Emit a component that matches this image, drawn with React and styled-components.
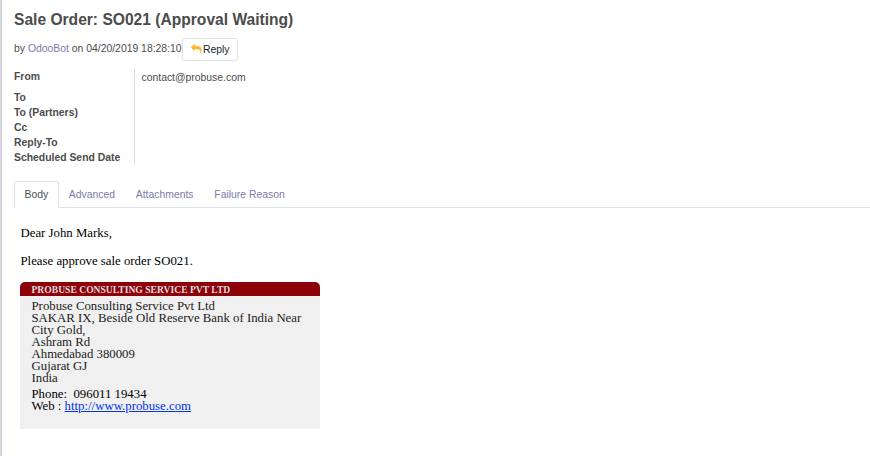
import React from "react";
import styled, { createGlobalStyle } from "styled-components";

const GlobalStyle = createGlobalStyle`
  *, *::before, *::after { box-sizing: border-box; }
  body {
    margin: 0;
    background: #fff;
    color: #4c4c4c;
    font-family: "Liberation Sans", Arial, sans-serif;
    font-size: 10.4px;
    line-height: 15px;
    overflow: hidden;
  }
`;

const Page = styled.main`
  display: grid;
  grid-template-columns: 1px 1px minmax(0, 1fr);
  height: 456px;
`;

const Gutter = styled.div`
  background: repeating-linear-gradient(#e6e7ea 0 1px, #d3d5da 1px 2px);
`;

const Edge = styled.div`
  background: #c8c8d3;
`;

const Sheet = styled.div`
  padding-left: 12px;
`;

const Title = styled.h1`
  margin: 0;
  padding-top: 10px;
  font-size: 15.6px;
  line-height: 19px;
  font-weight: 700;
  white-space: nowrap;
`;

const Byline = styled.div`
  display: flex;
  align-items: flex-start;
  height: 23px;
  margin-top: 9px;
  white-space: pre;
`;

const BylineText = styled.div`
  width: 168px;
  padding-top: 3px;
`;

const Author = styled.a`
  color: #7c7bad;
`;

const ReplyButton = styled.button`
  display: flex;
  align-items: center;
  gap: 1.5px;
  width: 56px;
  height: 23px;
  padding: 0 0 0 8px;
  border: 1px solid #dee2e6;
  border-radius: 3px;
  background: #fff;
  color: #212529;
  font: inherit;
`;

const ReplyIcon = styled.svg`
  width: 10.5px;
  height: 9px;
  margin-top: -2px;
  fill: #fdb82e;
`;

const Fields = styled.dl`
  display: grid;
  grid-template-columns: 121px 1fr;
  grid-template-rows: 21px repeat(5, 15px);
  margin: 8px 0 0;
`;

const FieldLabel = styled.dt`
  border-right: 1px solid #ddd;
  font-weight: 700;
`;

const FieldValue = styled.dd`
  margin: 0;
  padding: 1px 0 0 6.5px;
`;

const Tabs = styled.nav`
  display: flex;
  height: 27px;
  margin-top: 16px;
  border-bottom: 1px solid #dee2e6;
`;

const Tab = styled.a`
  width: ${(p) => p.$width}px;
  height: 27px;
  padding: 5px 0 0 ${(p) => (p.$active ? "9.6px" : "8.8px")};
  border: 1px solid ${(p) => (p.$active ? "#dee2e6" : "transparent")};
  border-bottom-color: ${(p) => (p.$active ? "#fff" : "transparent")};
  border-radius: 3px 3px 0 0;
  background: ${(p) => (p.$active ? "#fff" : "transparent")};
  color: ${(p) => (p.$active ? "#495057" : "#7c7bad")};
  white-space: nowrap;
`;

const Message = styled.article`
  padding: 18px 0 0 6px;
  color: #000;
  font-family: "Liberation Serif", "Times New Roman", serif;
  font-size: 12.8px;
`;

const Paragraph = styled.p`
  margin: 0 0 13px 0.5px;
  line-height: 15px;
`;

const Signature = styled.section`
  width: 300px;
  height: 147px;
  border-radius: 5px 5px 0 0;
  overflow: hidden;
  background: #f0f0f0;
  line-height: 12px;
`;

const SignatureHeader = styled.h2`
  height: 14px;
  margin: 0;
  padding: 1px 0 0 11.5px;
  background: #8e0009;
  color: #ddd;
  font-size: 9.6px;
  line-height: 13px;
  font-weight: 700;
`;

const Address = styled.address`
  padding: 4px 11px 0 11.5px;
  color: #222;
  font-style: normal;
`;

const Contact = styled.div`
  padding: 4px 11px 0 11.5px;
  white-space: pre;
`;

const WebLink = styled.a`
  color: #0433ec;
  text-decoration: underline;
`;

const labels = ["From", "To", "To (Partners)", "Cc", "Reply-To", "Scheduled Send Date"];
const tabs = [
  { name: "Body", width: 45, active: true },
  { name: "Advanced", width: 67 },
  { name: "Attachments", width: 78.5 },
  { name: "Failure Reason", width: 91 },
];
const address = [
  "Probuse Consulting Service Pvt Ltd",
  "SAKAR IX, Beside Old Reserve Bank of India Near City Gold,",
  "Ashram Rd",
  "Ahmedabad 380009",
  "Gujarat GJ",
  "India",
];

export default function App() {
  return (
    <Page>
      <GlobalStyle />
      <Gutter />
      <Edge />
      <Sheet>
        <Title>Sale Order: SO021 (Approval Waiting)</Title>
        <Byline>
          <BylineText>
            by <Author>OdooBot</Author> on 04/20/2019 18:28:10
          </BylineText>
          <ReplyButton>
            <ReplyIcon viewBox="0 0 1792 1536" aria-hidden="true">
              <path d="M1792 1056q0 166-127 451-3 7-10.500 24t-13.500 30-13 22q-12 17-28 17-15 0-23.500-10t-8.500-25q0-9 2.500-26.500t2.500-23.500q5-68 5-123 0-101-17.500-181t-48.500-138.500-80-101-105.500-69.500-133-42.500-154-21.500-175.500-6h-224v256q0 26-19 45t-45 19-45-19l-512-512q-19-19-19-45t19-45l512-512q19-19 45-19t45 19 19 45v256h224q713 0 875 403 53 134 53 333z" />
            </ReplyIcon>
            Reply
          </ReplyButton>
        </Byline>
        <Fields>
          {labels.map((label) => (
            <React.Fragment key={label}>
              <FieldLabel>{label}</FieldLabel>
              <FieldValue>{label === "From" ? "contact@probuse.com" : ""}</FieldValue>
            </React.Fragment>
          ))}
        </Fields>
        <Tabs>
          {tabs.map((tab) => (
            <Tab key={tab.name} $width={tab.width} $active={tab.active}>
              {tab.name}
            </Tab>
          ))}
        </Tabs>
        <Message>
          <Paragraph>Dear John Marks,</Paragraph>
          <Paragraph>Please approve sale order SO021.</Paragraph>
          <Signature>
            <SignatureHeader>PROBUSE CONSULTING SERVICE PVT LTD</SignatureHeader>
            <Address>
              {address.map((line) => (
                <div key={line}>{line}</div>
              ))}
            </Address>
            <Contact>
              <div>{"Phone:  096011 19434"}</div>
              <div>
                Web : <WebLink>http://www.probuse.com</WebLink>
              </div>
            </Contact>
          </Signature>
        </Message>
      </Sheet>
    </Page>
  );
}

- Exercise
Give every line above again exactly, with no pictures.

- Correct output
Emit a component that matches this image, drawn with React and styled-components.
import React from "react";
import styled, { createGlobalStyle } from "styled-components";

const GlobalStyle = createGlobalStyle`
  *, *::before, *::after { box-sizing: border-box; }
  body {
    margin: 0;
    background: #fff;
    color: #4c4c4c;
    font-family: "Liberation Sans", Arial, sans-serif;
    font-size: 10.4px;
    line-height: 15px;
    overflow: hidden;
  }
`;

const Page = styled.main`
  display: grid;
  grid-template-columns: 1px 1px minmax(0, 1fr);
  height: 456px;
`;

const Gutter = styled.div`
  background: repeating-linear-gradient(#e6e7ea 0 1px, #d3d5da 1px 2px);
`;

const Edge = styled.div`
  background: #c8c8d3;
`;

const Sheet = styled.div`
  padding-left: 12px;
`;

const Title = styled.h1`
  margin: 0;
  padding-top: 10px;
  font-size: 15.6px;
  line-height: 19px;
  font-weight: 700;
  white-space: nowrap;
`;

const Byline = styled.div`
  display: flex;
  align-items: flex-start;
  height: 23px;
  margin-top: 9px;
  white-space: pre;
`;

const BylineText = styled.div`
  width: 168px;
  padding-top: 3px;
`;

const Author = styled.a`
  color: #7c7bad;
`;

const ReplyButton = styled.button`
  display: flex;
  align-items: center;
  gap: 1.5px;
  width: 56px;
  height: 23px;
  padding: 0 0 0 8px;
  border: 1px solid #dee2e6;
  border-radius: 3px;
  background: #fff;
  color: #212529;
  font: inherit;
`;

const ReplyIcon = styled.svg`
  width: 10.5px;
  height: 9px;
  margin-top: -2px;
  fill: #fdb82e;
`;

const Fields = styled.dl`
  display: grid;
  grid-template-columns: 121px 1fr;
  grid-template-rows: 21px repeat(5, 15px);
  margin: 8px 0 0;
`;

const FieldLabel = styled.dt`
  border-right: 1px solid #ddd;
  font-weight: 700;
`;

const FieldValue = styled.dd`
  margin: 0;
  padding: 1px 0 0 6.5px;
`;

const Tabs = styled.nav`
  display: flex;
  height: 27px;
  margin-top: 16px;
  border-bottom: 1px solid #dee2e6;
`;

const Tab = styled.a`
  width: ${(p) => p.$width}px;
  height: 27px;
  padding: 5px 0 0 ${(p) => (p.$active ? "9.6px" : "8.8px")};
  border: 1px solid ${(p) => (p.$active ? "#dee2e6" : "transparent")};
  border-bottom-color: ${(p) => (p.$active ? "#fff" : "transparent")};
  border-radius: 3px 3px 0 0;
  background: ${(p) => (p.$active ? "#fff" : "transparent")};
  color: ${(p) => (p.$active ? "#495057" : "#7c7bad")};
  white-space: nowrap;
`;

const Message = styled.article`
  padding: 18px 0 0 6px;
  color: #000;
  font-family: "Liberation Serif", "Times New Roman", serif;
  font-size: 12.8px;
`;

const Paragraph = styled.p`
  margin: 0 0 13px 0.5px;
  line-height: 15px;
`;

const Signature = styled.section`
  width: 300px;
  height: 147px;
  border-radius: 5px 5px 0 0;
  overflow: hidden;
  background: #f0f0f0;
  line-height: 12px;
`;

const SignatureHeader = styled.h2`
  height: 14px;
  margin: 0;
  padding: 1px 0 0 11.5px;
  background: #8e0009;
  color: #ddd;
  font-size: 9.6px;
  line-height: 13px;
  font-weight: 700;
`;

const Address = styled.address`
  padding: 4px 11px 0 11.5px;
  color: #222;
  font-style: normal;
`;

const Contact = styled.div`
  padding: 4px 11px 0 11.5px;
  white-space: pre;
`;

const WebLink = styled.a`
  color: #0433ec;
  text-decoration: underline;
`;

const labels = ["From", "To", "To (Partners)", "Cc", "Reply-To", "Scheduled Send Date"];
const tabs = [
  { name: "Body", width: 45, active: true },
  { name: "Advanced", width: 67 },
  { name: "Attachments", width: 78.5 },
  { name: "Failure Reason", width: 91 },
];
const address = [
  "Probuse Consulting Service Pvt Ltd",
  "SAKAR IX, Beside Old Reserve Bank of India Near City Gold,",
  "Ashram Rd",
  "Ahmedabad 380009",
  "Gujarat GJ",
  "India",
];

export default function App() {
  return (
    <Page>
      <GlobalStyle />
      <Gutter />
      <Edge />
      <Sheet>
        <Title>Sale Order: SO021 (Approval Waiting)</Title>
        <Byline>
          <BylineText>
            by <Author>OdooBot</Author> on 04/20/2019 18:28:10
          </BylineText>
          <ReplyButton>
            <ReplyIcon viewBox="0 0 1792 1536" aria-hidden="true">
              <path d="M1792 1056q0 166-127 451-3 7-10.500 24t-13.500 30-13 22q-12 17-28 17-15 0-23.500-10t-8.500-25q0-9 2.500-26.500t2.500-23.500q5-68 5-123 0-101-17.500-181t-48.500-138.500-80-101-105.500-69.500-133-42.500-154-21.500-175.500-6h-224v256q0 26-19 45t-45 19-45-19l-512-512q-19-19-19-45t19-45l512-512q19-19 45-19t45 19 19 45v256h224q713 0 875 403 53 134 53 333z" />
            </ReplyIcon>
            Reply
          </ReplyButton>
        </Byline>
        <Fields>
          {labels.map((label) => (
            <React.Fragment key={label}>
              <FieldLabel>{label}</FieldLabel>
              <FieldValue>{label === "From" ? "contact@probuse.com" : ""}</FieldValue>
            </React.Fragment>
          ))}
        </Fields>
        <Tabs>
          {tabs.map((tab) => (
            <Tab key={tab.name} $width={tab.width} $active={tab.active}>
              {tab.name}
            </Tab>
          ))}
        </Tabs>
        <Message>
          <Paragraph>Dear John Marks,</Paragraph>
          <Paragraph>Please approve sale order SO021.</Paragraph>
          <Signature>
            <SignatureHeader>PROBUSE CONSULTING SERVICE PVT LTD</SignatureHeader>
            <Address>
              {address.map((line) => (
                <div key={line}>{line}</div>
              ))}
            </Address>
            <Contact>
              <div>{"Phone:  096011 19434"}</div>
              <div>
                Web : <WebLink>http://www.probuse.com</WebLink>
              </div>
            </Contact>
          </Signature>
        </Message>
      </Sheet>
    </Page>
  );
}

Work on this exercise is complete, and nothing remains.